Population aging will be a permanent major drag on China’s economy. After all, as Italy’s experience shows, the old-age dependency ratio (the number of people over 64, divided by those aged 15-64) has a strong negative correlation with GDP growth, as does the median age and the proportion of people over 64.
In 1950, Japan’s median age
was 21, compared to 29 in the U.S.. As one would expect, Japan subsequently benefited from years of
faster economic growth. By 1994, however, the prime-age labor force (15-59) began to decline, whereas the U.S. working-age population is not expected to fall until 2048.
By 1992, Japan’s median age was 5.5 years above that of America’s and its old-age dependency ratio began to exceed that of the U.S. Not surprisingly, its GDP growth
has been lower than America’s ever since. Japan’s
per capita GDP rose from 16% of the U.S. level in 1960 to 154% in 1995. But by 2022, that figure had fallen to 46% and it is likely to decline below 35% in the future.
Similarly, owing to their young populations, Taiwan and South Korea achieved rapid economic convergence for more than five decades, with per capita GDP
soaring from 5% of the U.S. level in 1960 to 42% and 53%, respectively, in 2014. But both economies have since stagnated as their workforces have shrunk, putting them on track to fall below 30% of U.S. per capita GDP.
Now consider China. In 1980, its median age was 21, eight years younger than America’s, and from 1979 to 2011, its GDP grew at an average annual rate of
10%. But China’s prime-age labor force (15-59) began to shrink in 2012, and by 2015, GDP growth had decelerated to 7% before slowing further, to
3%, as of 2022. An average of
23.4 million births per year from 1962 to 1990 made China “the world’s factory.”
But even China’s own exaggerated official figures put last year’s births at just
9.56 million. Chinese manufacturing will continue to decline as a result, creating new inflationary pressures in the U.S. and elsewhere.
While China’s population was
1.5 times larger than India’s in 1975, even the Chinese government’s exaggerated official figures show that it was
smaller last year (1.411 billion compared to 1.417 billion).
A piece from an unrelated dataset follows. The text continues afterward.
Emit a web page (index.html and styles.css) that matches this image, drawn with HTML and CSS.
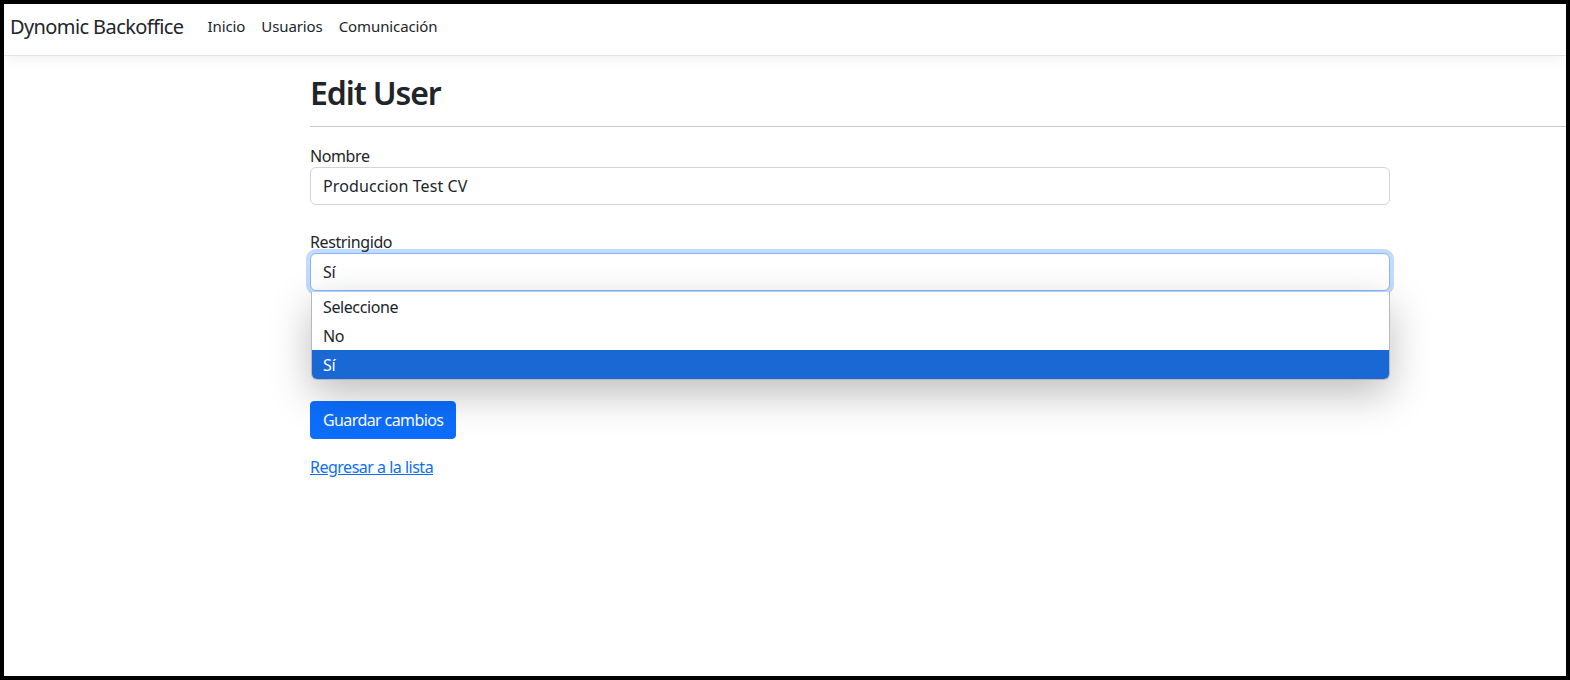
FILE: index.html
```html
<!DOCTYPE html>
<html lang="es">
<head>
<meta charset="utf-8">
<title>Edit User - Dynomic Backoffice</title>
<link rel="stylesheet" href="styles.css">
</head>
<body>
<header class="navbar">
  <a class="brand" href="#">Dynomic Backoffice</a>
  <nav class="nav">
    <a class="nav-link" href="#">Inicio</a>
    <a class="nav-link" href="#">Usuarios</a>
    <a class="nav-link" href="#">Comunicación</a>
  </nav>
</header>
<main class="main">
  <h2 class="title">Edit User</h2>
  <hr class="rule">
  <form class="form">
    <div class="group">
      <label class="label">Nombre</label>
      <div class="control control-text">Produccion Test CV</div>
    </div>
    <div class="group group-select">
      <label class="label">Restringido</label>
      <div class="control control-focus">Sí</div>
      <ul class="dropdown">
        <li class="option">Seleccione</li>
        <li class="option">No</li>
        <li class="option option-active">Sí</li>
      </ul>
    </div>
    <div class="actions">
      <button type="button" class="btn">Guardar cambios</button>
    </div>
  </form>
  <div class="back">
    <a href="#" class="link">Regresar a la lista</a>
  </div>
</main>
</body>
</html>
```
FILE: styles.css
```css
html {
  background: #000;
}
body {
  margin: 4px;
  height: 672px;
  background: #fff;
  overflow: hidden;
  font-family: "Noto Sans", "Open Sans", sans-serif;
  font-size: 16px;
  line-height: 1.5;
  color: #212529;
  letter-spacing: -0.4px;
}
.navbar {
  display: flex;
  align-items: center;
  height: 51px;
  padding-left: 6px;
  border-bottom: 1px solid #e2e3e5;
  box-shadow: 0 4px 12px rgba(0, 0, 0, 0.05);
  background: #fff;
}
.brand {
  font-size: 20px;
  letter-spacing: -0.6px;
  color: #212529;
  text-decoration: none;
  margin-right: 16px;
  padding-bottom: 6px;
}
.nav {
  display: flex;
  padding-bottom: 6px;
}
.nav-link {
  color: #212529;
  text-decoration: none;
  font-size: 15px;
  letter-spacing: -0.1px;
  padding: 0 8px;
}
.main {
  padding-left: 306px;
  padding-top: 16px;
}
.title {
  margin: 0;
  padding-top: 2px;
  font-size: 32px;
  font-weight: 600;
  letter-spacing: -1.1px;
  line-height: 1.2;
}
.rule {
  margin: 14px 0 16px;
  border: 0;
  border-top: 1px solid #c8c9ca;
}
.form {
  width: 1080px;
}
.group {
  margin-bottom: 24px;
}
.label {
  display: block;
  box-sizing: border-box;
  padding-top: 1px;
  height: 24px;
}
.control {
  height: 38px;
  box-sizing: border-box;
  padding: 6px 12px;
  border: 1px solid #ced4da;
  border-radius: 6px;
  background: #fff;
}
.control-text {
  letter-spacing: 0.1px;
}
.control-focus {
  border-color: #86b7fe;
  box-shadow: 0 0 0 4px rgba(13, 110, 253, 0.25);
}
.group-select {
  position: relative;
  margin-bottom: 110px;
}
.dropdown {
  position: absolute;
  left: 1px;
  right: 0;
  top: 63px;
  margin: 0;
  padding: 0;
  list-style: none;
  background: #fff;
  border: 1px solid #b8b8b8;
  border-top: 0;
  border-radius: 0 0 6px 6px;
  overflow: hidden;
  box-shadow: 0 14px 40px rgba(0, 0, 0, 0.26);
}
.option {
  height: 29px;
  box-sizing: border-box;
  padding: 3px 0 0 11px;
  line-height: 24px;
}
.option-active {
  background: #1a68d4;
  color: #fff;
}
.actions {
  margin-bottom: 16px;
}
.btn {
  font-family: inherit;
  font-size: 16px;
  letter-spacing: -0.6px;
  line-height: 1.5;
  color: #fff;
  background: #0d6efd;
  border: 1px solid #0d6efd;
  border-radius: 4px;
  padding: 6px 12px;
  cursor: pointer;
}
.link {
  color: #0d6efd;
  letter-spacing: -0.5px;
  text-decoration: underline;
}
```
In reality, India’s population surpassed China’s a decade ago and it
remains on track to be nearly 1.5 times larger than China’s in 2050, with a median age of 39 — a full generation younger than China’s (57).
By 2030, China’s median age will already be 5.5 years above that of the U.S., and by 2033, its old-age dependency ratio will begin to exceed America’s. Its GDP growth rate will begin to fall below America’s in 2031-35, at which point its per capita GDP will hardly have reached 30% of its rival’s — let alone the 50-75% predicted by Chinese official economists. If the U.S. is overtaken as the world’s largest economy, it will be by India, not China.
To be sure, China is investing heavily in
artificial intelligence and robotics to offset the economic drag of aging. But these efforts can go only so far, because continuing innovation relies on young minds. Moreover, robot workers do not consume, and consumption is the major driver of any economy.
China’s decline will be gradual. It will remain the world’s second- or third-largest economy for decades to come. But the huge gap between its waning demographic and economic strength and its expanding political ambitions may make it highly vulnerable to strategic misjudgments. Memories of past glory or fear of lost status could lead it down the same dangerous path that Russia has taken in Ukraine.
So, China’s leaders should heed the lessons of Russia’s botched invasion and wake up from their unrealistic “
Chinese Dream” of national rejuvenation. The government’s current policy approach is a formula for demographic and civilizational collapse.
The U.S. also has lessons to learn, given its apparent failure to manage a declining Russia. America and its allies — including Canada, the United Kingdom, Australia, New Zealand, the European Union, Japan and South Korea — will also be dealing with societal aging and resulting economic slowdowns. Their combined share of the global economy already
fell from 77% in 2002 to 56% in 2021, and that trend will continue.
The geopolitical implications should be obvious. If the major powers are wise, they will cooperate in good faith to forge an enduring global order before they no longer have the power to do so.
China’s gap between its declining demographic and economic strength and expanding strategic ambitions now constitutes a major geopolitical risk.